Monday, May 24, 2010

Obama's "Line Item Veto"

The White House today sent legislation to the Hill that would allow the President to "rescind" objectionable spending items, sending a rescission bill back to Congress for fast-track consideration.  The proposed legislation, the Reduce Unnecessary Spending Act of 2010, establishes provisions for the President to sign legislation, but send back a rescission package of particular spending items for full House and Senate approval, thus initiating new legislation that would amend the just-signed bill (and satisfy the Constitution's requirements of bi-cameralism and presentment).  The only innovation in the proposal is the fast-track process, which requires the House and Senate to consider the rescission bill quickly and without amendment; otherwise the process operates just as if the President were proposing new legislation.
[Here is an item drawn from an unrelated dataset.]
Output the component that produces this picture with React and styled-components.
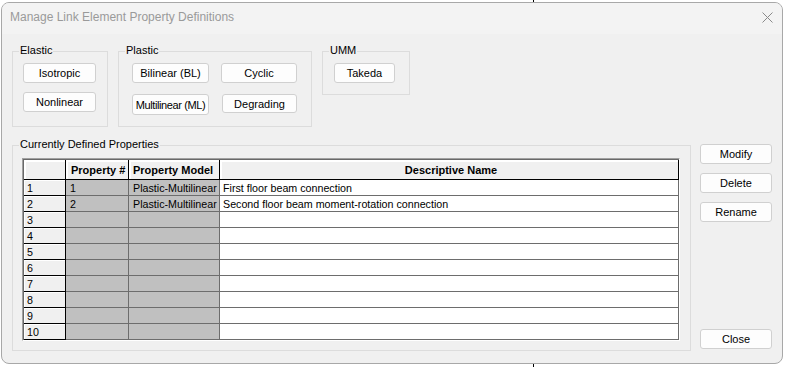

As we wrote earlier this month, the proposal is designed to give the President flexibility in considering legislation that contains all manner of objectionable spending items while side-stepping the literal line-item veto, which the Supreme Court ruled unconstitutional in Clinton v. New York

The approach will have another effect.  It will require Congress to consider in isolation, and thus publicize, certain spending measures that otherwise might be buried in voluminous legislation and spending bills.  The approach will require Congress to publicly own its spending, or to publicly disavow it, and to allow We the People to respond accordingly.  In contrast to the earlier line-item veto, which by-passed the ordinary democratic process for enacting legislation under the Constitution, this approach is democracy-enhancing.

But this will (obvoiusly) only work for those spending measures to which the President objects, and not those spending measures--perhaps equally objectionable--to which both the President and Congress assent.